▸ Written exercise:
In the copy, include every entry exactly but none of the pictures.

---------------

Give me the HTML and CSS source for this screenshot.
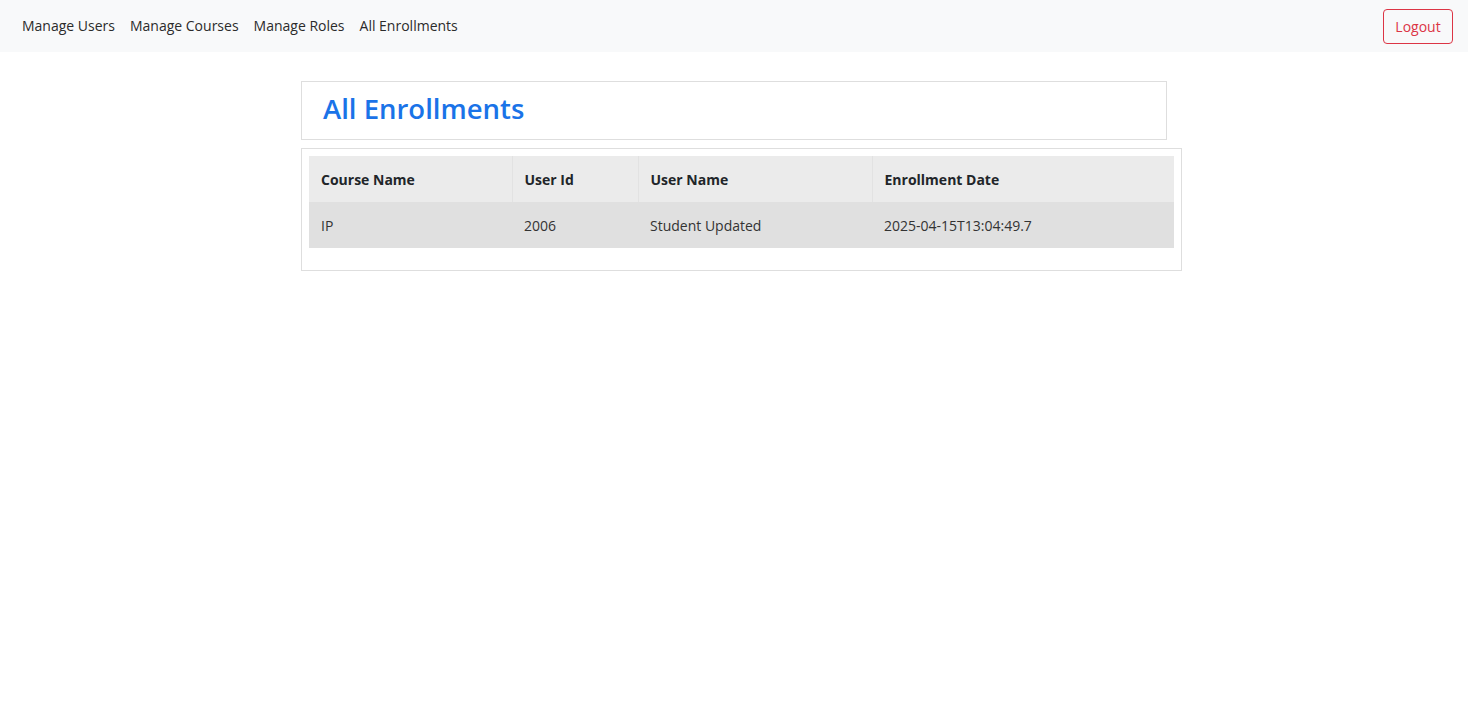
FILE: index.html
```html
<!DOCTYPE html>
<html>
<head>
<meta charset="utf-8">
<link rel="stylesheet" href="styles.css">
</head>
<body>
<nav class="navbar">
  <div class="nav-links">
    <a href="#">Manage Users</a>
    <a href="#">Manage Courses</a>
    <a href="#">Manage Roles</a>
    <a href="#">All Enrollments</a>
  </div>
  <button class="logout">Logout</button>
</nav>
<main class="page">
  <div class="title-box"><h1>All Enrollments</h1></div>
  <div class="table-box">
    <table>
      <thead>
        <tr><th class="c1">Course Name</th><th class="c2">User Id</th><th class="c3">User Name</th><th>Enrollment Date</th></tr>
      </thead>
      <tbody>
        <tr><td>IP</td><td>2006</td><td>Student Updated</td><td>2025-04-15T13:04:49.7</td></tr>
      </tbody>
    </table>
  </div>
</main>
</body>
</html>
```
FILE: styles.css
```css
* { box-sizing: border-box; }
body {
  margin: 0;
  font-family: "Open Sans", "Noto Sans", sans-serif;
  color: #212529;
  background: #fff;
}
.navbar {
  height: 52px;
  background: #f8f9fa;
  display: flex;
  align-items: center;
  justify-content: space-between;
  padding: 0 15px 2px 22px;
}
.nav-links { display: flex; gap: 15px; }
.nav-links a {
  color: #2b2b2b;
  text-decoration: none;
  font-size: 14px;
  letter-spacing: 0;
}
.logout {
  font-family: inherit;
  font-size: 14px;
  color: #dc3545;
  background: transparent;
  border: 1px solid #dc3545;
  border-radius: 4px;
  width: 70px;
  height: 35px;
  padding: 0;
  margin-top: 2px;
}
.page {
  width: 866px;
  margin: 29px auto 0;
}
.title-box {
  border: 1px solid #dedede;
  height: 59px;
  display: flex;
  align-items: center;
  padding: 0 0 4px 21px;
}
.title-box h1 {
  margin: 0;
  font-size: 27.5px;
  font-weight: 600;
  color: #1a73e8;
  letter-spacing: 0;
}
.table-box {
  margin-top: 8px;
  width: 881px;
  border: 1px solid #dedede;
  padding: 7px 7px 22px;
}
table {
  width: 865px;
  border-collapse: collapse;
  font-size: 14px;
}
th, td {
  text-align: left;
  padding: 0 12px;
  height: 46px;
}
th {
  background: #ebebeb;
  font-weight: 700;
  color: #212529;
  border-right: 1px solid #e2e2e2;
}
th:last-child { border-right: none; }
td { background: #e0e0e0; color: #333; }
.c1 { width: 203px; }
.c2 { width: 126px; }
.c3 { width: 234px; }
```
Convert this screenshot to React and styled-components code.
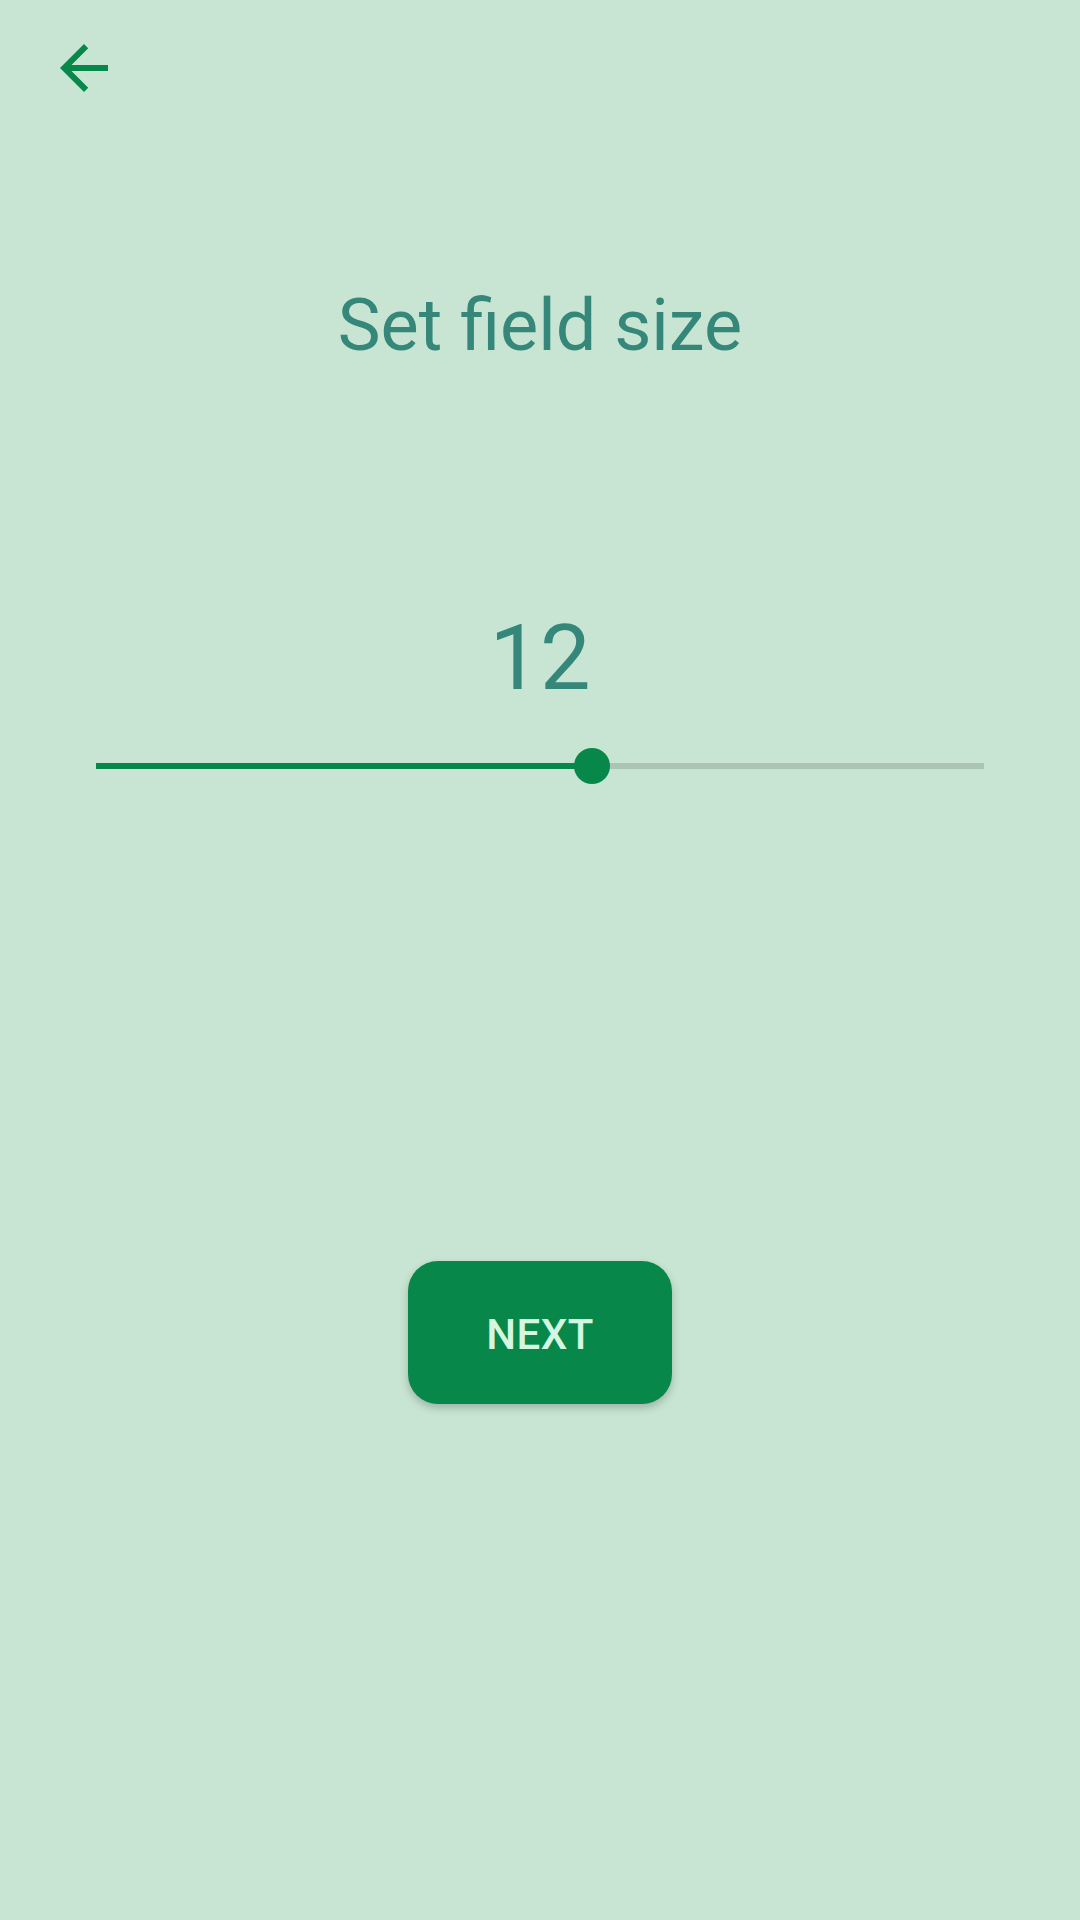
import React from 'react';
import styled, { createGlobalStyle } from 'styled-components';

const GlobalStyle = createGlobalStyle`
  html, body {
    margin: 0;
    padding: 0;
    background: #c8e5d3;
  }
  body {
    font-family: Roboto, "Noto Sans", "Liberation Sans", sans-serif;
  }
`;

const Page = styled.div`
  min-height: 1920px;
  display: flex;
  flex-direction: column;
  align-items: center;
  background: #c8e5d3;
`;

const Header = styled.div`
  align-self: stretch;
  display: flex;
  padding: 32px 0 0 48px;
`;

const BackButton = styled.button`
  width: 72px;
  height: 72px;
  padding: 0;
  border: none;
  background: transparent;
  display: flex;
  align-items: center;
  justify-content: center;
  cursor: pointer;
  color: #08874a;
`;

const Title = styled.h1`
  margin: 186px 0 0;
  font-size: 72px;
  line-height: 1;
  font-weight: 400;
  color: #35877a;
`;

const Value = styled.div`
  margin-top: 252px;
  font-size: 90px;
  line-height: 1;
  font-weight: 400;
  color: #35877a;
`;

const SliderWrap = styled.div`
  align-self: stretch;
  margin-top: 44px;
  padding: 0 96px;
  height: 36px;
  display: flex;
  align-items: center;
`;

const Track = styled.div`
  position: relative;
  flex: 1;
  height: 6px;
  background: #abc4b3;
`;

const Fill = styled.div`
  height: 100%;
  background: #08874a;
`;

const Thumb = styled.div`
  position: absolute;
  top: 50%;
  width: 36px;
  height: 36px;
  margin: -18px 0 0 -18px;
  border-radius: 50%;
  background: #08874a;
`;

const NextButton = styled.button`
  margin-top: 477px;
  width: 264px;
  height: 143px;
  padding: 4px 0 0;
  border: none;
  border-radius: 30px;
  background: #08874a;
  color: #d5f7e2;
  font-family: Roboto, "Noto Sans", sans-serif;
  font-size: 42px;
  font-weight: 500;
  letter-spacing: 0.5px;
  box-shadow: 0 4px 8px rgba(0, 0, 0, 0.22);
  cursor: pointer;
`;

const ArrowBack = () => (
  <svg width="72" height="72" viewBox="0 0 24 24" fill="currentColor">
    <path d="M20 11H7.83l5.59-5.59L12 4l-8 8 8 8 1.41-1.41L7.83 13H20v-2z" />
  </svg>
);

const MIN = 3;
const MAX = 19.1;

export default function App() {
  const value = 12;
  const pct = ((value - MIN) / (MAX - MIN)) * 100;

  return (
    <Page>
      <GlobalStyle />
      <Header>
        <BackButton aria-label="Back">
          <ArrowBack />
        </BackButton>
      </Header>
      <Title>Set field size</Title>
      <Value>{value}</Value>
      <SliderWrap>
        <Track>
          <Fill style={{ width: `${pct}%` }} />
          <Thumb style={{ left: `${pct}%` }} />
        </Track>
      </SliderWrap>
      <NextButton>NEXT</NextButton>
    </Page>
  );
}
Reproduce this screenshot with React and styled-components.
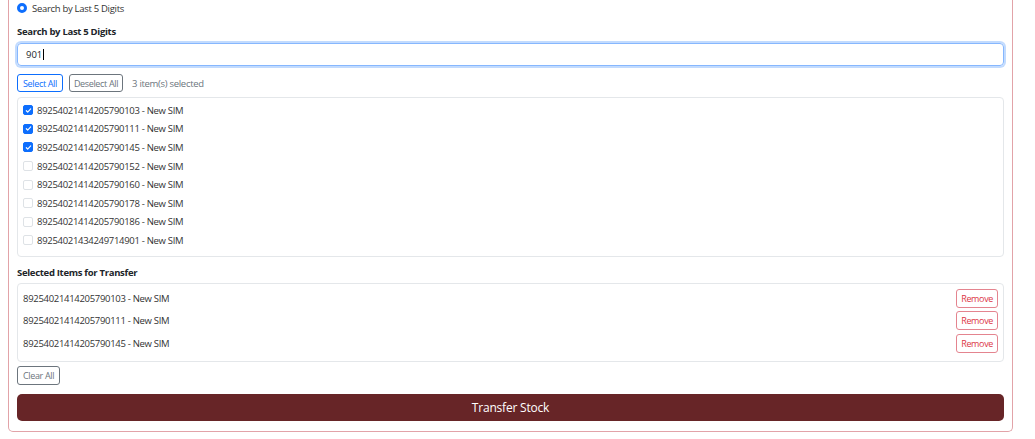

---------------

▸ Solution for this exercise:
Give me the HTML and CSS source for this screenshot.
FILE: index.html
```html
<!DOCTYPE html>
<html>
<head>
<meta charset="utf-8">
<link rel="stylesheet" href="styles.css">
</head>
<body>
<nav class="navbar">
  <div class="nav-links">
    <a href="#">Manage Users</a>
    <a href="#">Manage Courses</a>
    <a href="#">Manage Roles</a>
    <a href="#">All Enrollments</a>
  </div>
  <button class="logout">Logout</button>
</nav>
<main class="page">
  <div class="title-box"><h1>All Enrollments</h1></div>
  <div class="table-box">
    <table>
      <thead>
        <tr><th class="c1">Course Name</th><th class="c2">User Id</th><th class="c3">User Name</th><th>Enrollment Date</th></tr>
      </thead>
      <tbody>
        <tr><td>IP</td><td>2006</td><td>Student Updated</td><td>2025-04-15T13:04:49.7</td></tr>
      </tbody>
    </table>
  </div>
</main>
</body>
</html>
```
FILE: styles.css
```css
* { box-sizing: border-box; }
body {
  margin: 0;
  font-family: "Open Sans", "Noto Sans", sans-serif;
  color: #212529;
  background: #fff;
}
.navbar {
  height: 52px;
  background: #f8f9fa;
  display: flex;
  align-items: center;
  justify-content: space-between;
  padding: 0 15px 2px 22px;
}
.nav-links { display: flex; gap: 15px; }
.nav-links a {
  color: #2b2b2b;
  text-decoration: none;
  font-size: 14px;
  letter-spacing: 0;
}
.logout {
  font-family: inherit;
  font-size: 14px;
  color: #dc3545;
  background: transparent;
  border: 1px solid #dc3545;
  border-radius: 4px;
  width: 70px;
  height: 35px;
  padding: 0;
  margin-top: 2px;
}
.page {
  width: 866px;
  margin: 29px auto 0;
}
.title-box {
  border: 1px solid #dedede;
  height: 59px;
  display: flex;
  align-items: center;
  padding: 0 0 4px 21px;
}
.title-box h1 {
  margin: 0;
  font-size: 27.5px;
  font-weight: 600;
  color: #1a73e8;
  letter-spacing: 0;
}
.table-box {
  margin-top: 8px;
  width: 881px;
  border: 1px solid #dedede;
  padding: 7px 7px 22px;
}
table {
  width: 865px;
  border-collapse: collapse;
  font-size: 14px;
}
th, td {
  text-align: left;
  padding: 0 12px;
  height: 46px;
}
th {
  background: #ebebeb;
  font-weight: 700;
  color: #212529;
  border-right: 1px solid #e2e2e2;
}
th:last-child { border-right: none; }
td { background: #e0e0e0; color: #333; }
.c1 { width: 203px; }
.c2 { width: 126px; }
.c3 { width: 234px; }
```
Convert this screenshot to React and styled-components code.
import React from 'react';
import styled, { createGlobalStyle } from 'styled-components';

const GlobalStyle = createGlobalStyle`
  html, body {
    margin: 0;
    padding: 0;
    background: #c8e5d3;
  }
  body {
    font-family: Roboto, "Noto Sans", "Liberation Sans", sans-serif;
  }
`;

const Page = styled.div`
  min-height: 1920px;
  display: flex;
  flex-direction: column;
  align-items: center;
  background: #c8e5d3;
`;

const Header = styled.div`
  align-self: stretch;
  display: flex;
  padding: 32px 0 0 48px;
`;

const BackButton = styled.button`
  width: 72px;
  height: 72px;
  padding: 0;
  border: none;
  background: transparent;
  display: flex;
  align-items: center;
  justify-content: center;
  cursor: pointer;
  color: #08874a;
`;

const Title = styled.h1`
  margin: 186px 0 0;
  font-size: 72px;
  line-height: 1;
  font-weight: 400;
  color: #35877a;
`;

const Value = styled.div`
  margin-top: 252px;
  font-size: 90px;
  line-height: 1;
  font-weight: 400;
  color: #35877a;
`;

const SliderWrap = styled.div`
  align-self: stretch;
  margin-top: 44px;
  padding: 0 96px;
  height: 36px;
  display: flex;
  align-items: center;
`;

const Track = styled.div`
  position: relative;
  flex: 1;
  height: 6px;
  background: #abc4b3;
`;

const Fill = styled.div`
  height: 100%;
  background: #08874a;
`;

const Thumb = styled.div`
  position: absolute;
  top: 50%;
  width: 36px;
  height: 36px;
  margin: -18px 0 0 -18px;
  border-radius: 50%;
  background: #08874a;
`;

const NextButton = styled.button`
  margin-top: 477px;
  width: 264px;
  height: 143px;
  padding: 4px 0 0;
  border: none;
  border-radius: 30px;
  background: #08874a;
  color: #d5f7e2;
  font-family: Roboto, "Noto Sans", sans-serif;
  font-size: 42px;
  font-weight: 500;
  letter-spacing: 0.5px;
  box-shadow: 0 4px 8px rgba(0, 0, 0, 0.22);
  cursor: pointer;
`;

const ArrowBack = () => (
  <svg width="72" height="72" viewBox="0 0 24 24" fill="currentColor">
    <path d="M20 11H7.83l5.59-5.59L12 4l-8 8 8 8 1.41-1.41L7.83 13H20v-2z" />
  </svg>
);

const MIN = 3;
const MAX = 19.1;

export default function App() {
  const value = 12;
  const pct = ((value - MIN) / (MAX - MIN)) * 100;

  return (
    <Page>
      <GlobalStyle />
      <Header>
        <BackButton aria-label="Back">
          <ArrowBack />
        </BackButton>
      </Header>
      <Title>Set field size</Title>
      <Value>{value}</Value>
      <SliderWrap>
        <Track>
          <Fill style={{ width: `${pct}%` }} />
          <Thumb style={{ left: `${pct}%` }} />
        </Track>
      </SliderWrap>
      <NextButton>NEXT</NextButton>
    </Page>
  );
}
Reproduce this screenshot with React and styled-components.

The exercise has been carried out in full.